Owner's Manual

Owner's Manual debuts tonight on AMC at 10 p.m. Eastern.

What is the future of AMC? Only seven Breaking Bad episodes remain, and by this time next year, Mad Men will be gone as well. There’s still The Walking Dead, of course, and the network is at least trying to keep its hand in the prestige drama game with the likes of Low Winter Sun. On the other hand, there’s Small Town Security, a cheaply-made 30-minute reality series. It drew only a fraction of Walking Dead’s numbers, but the network still gave it two seasons (so far).

So maybe the future of AMC looks a lot like Owner’s Manual, a new 30-minute reality series premiering tonight with two back-to-back episodes. But let’s hope not. At least Small Town Security has a personality, repugnant though it may be to some—it’s sort of a John Waters movie reimagined as unscripted television. Owner’s Manual, on the other hand, is virtually indistinguishable from the dozens of cookie-cutter occupational/instructional/lifestyle reality shows that litter the alphabet soup of niche cable networks. Does AMC really want to be more HGTV than HBO?

Owner’s Manual is a gimmick show that wants to make its premise crystal clear to the viewer early and often. Its co-hosts adhere to the classic mismatched buddy-cop formula: One is by-the-book, the other doesn’t play by the rules. But Marcus Hunt and Ed Sanders aren’t cops; they’re…adventurers? Thrill-seekers? Actually, they’re professional reality hosts. Ed, a Guy Ritchie character whose habit of calling everyone “bruv” doesn’t get old for at least six or seven minutes, hosted Fear Factor UK before moving to the US to helm Extreme Makeover: Home Edition. The Felix to his Oscar is Marcus Hunt from HGTV’s Hammer Heads.

As is stated over and over again in the first two episodes, Marcus believes in reading the instructions, while Ed relies instead on his instincts and years of experience. Together they take part in a series of challenges, pitting book-larnin’ against street smarts. That’s the whole show. In the first episode, Marcus and Ed must perform a series of maneuvers in stunt planes. In the first of many bits of staged banter, Ed worries that his geeky friend will drop his manual in midair, while Marcus insists he’s way ahead of Ed by virtue of his studies. Do you get it yet?

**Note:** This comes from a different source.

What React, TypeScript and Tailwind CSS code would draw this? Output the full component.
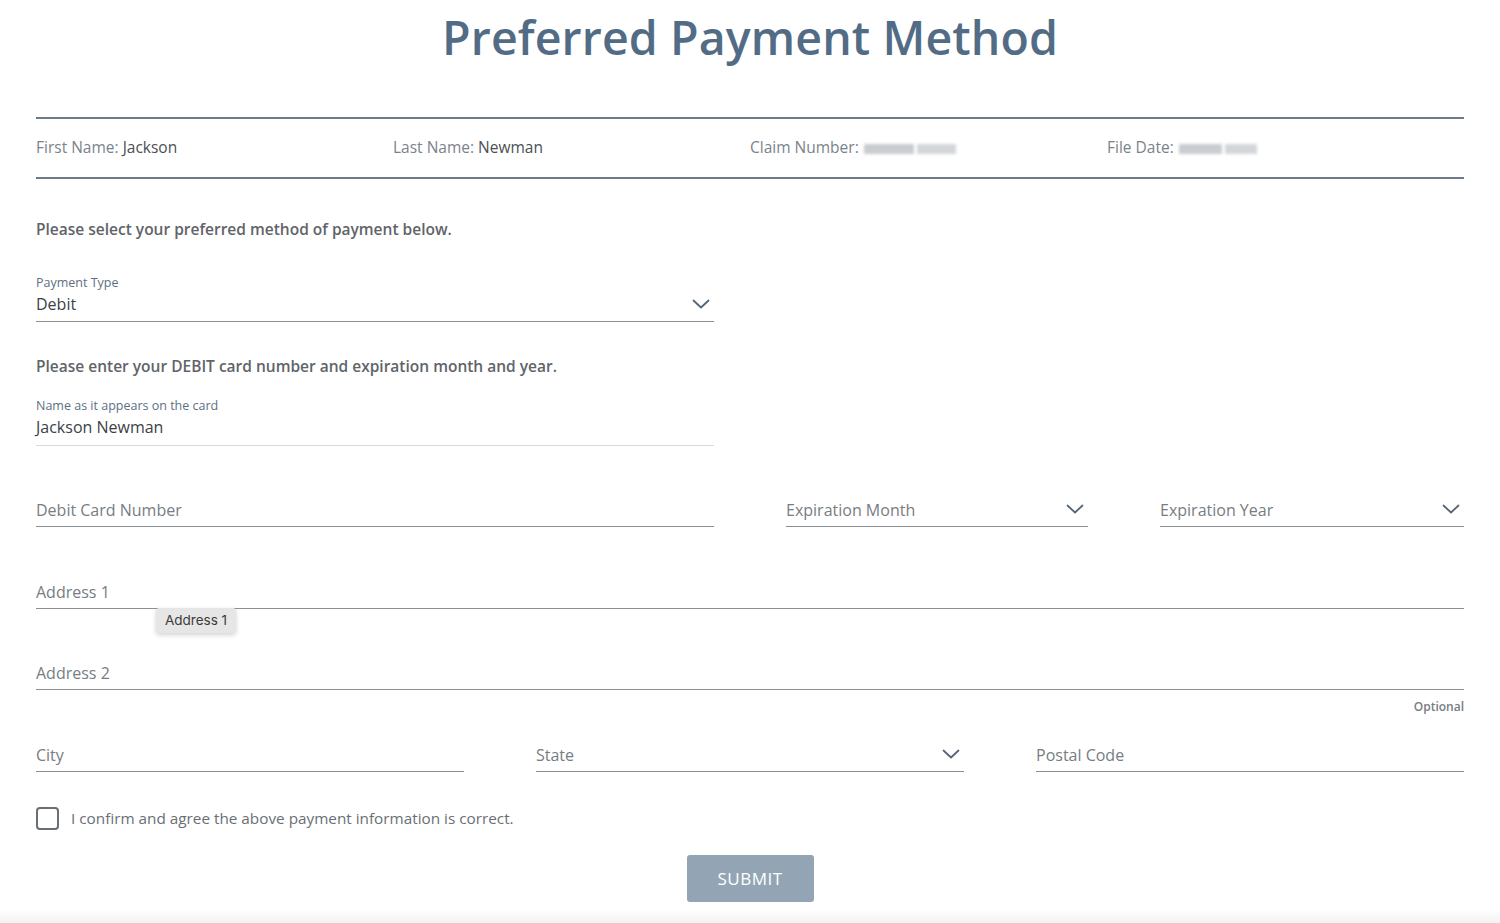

Before performing their stunts, Ed and Marcus must first pass a disorientation stress-test, which entails riding as a passenger while the real stunt pilot loops and rolls through the air. The idea is not to pass out. Marcus, having done his homework, knows all about AGSM—Anti-Gravity Straining Maneuver—which basically involves pretending you’re constipated and straining every muscle in your body to prevent the blood from leaving your head so quickly. Ed doesn’t know about this technique, so he blacks out the first time and only passes the test after consulting with Marcus.

This is the central flaw in the show’s premise: Ed may not actually be reading the manual, but several times throughout the first two episodes, he is forced to consult with Marcus in order to complete a task. So he’s not really relying on his hard-won know-how, is he? He’s more like the high school bully who gets the nerd to do his homework for him. His whole shtick is that reading the instructions is an affront to manhood (his go-to insult for Marcus is “That’s why you’re still single,” which is a zinger that never gets old), but he does nothing to prove that he doesn’t need them. What I’m getting at is that Ed is basically an anthropomorphic testicle.

Anyway, Ed and Marcus are able to complete the aileron rolls and vertical loops in their stunt planes. It’s worth pointing out, however, that both planes have actual pilots in them to perform the takeoffs and landings and, presumably, to take over the controls in case the hosts really screw up their stunts. In the second episode, however, Ed and Marcus appear to be put in charge of an entire switching yard (actually the Orange Empire Railway Museum) in order to assemble a train and drive it into town. At this point in television history, we’re probably well past any need for the “How much reality is real?” discussion, but this particular task seems egregiously artificial, especially when Marcus accidentally unleashes the caboose and Ed has to chase it down before it plows into the orphanage (or something like that).

I suppose there’s a chance some viewers will find the heavily scripted and highly stilted banter between Ed and Marcus endearing, and the stunts themselves are at least mildly diverting. But honestly, there are so many shows of this ilk cluttering the schedule these days that you’d really have to be starved for entertainment to give this one more than a passing glance.

Stray observations:

  • I identified with the crusty old guys running the railway museum, who had little if any patience for this nonsense.
  • Is there really an owner's manual for a diesel locomotive? I mean, I assume there must be some sort of operating instructions, but how many people actually own such a thing?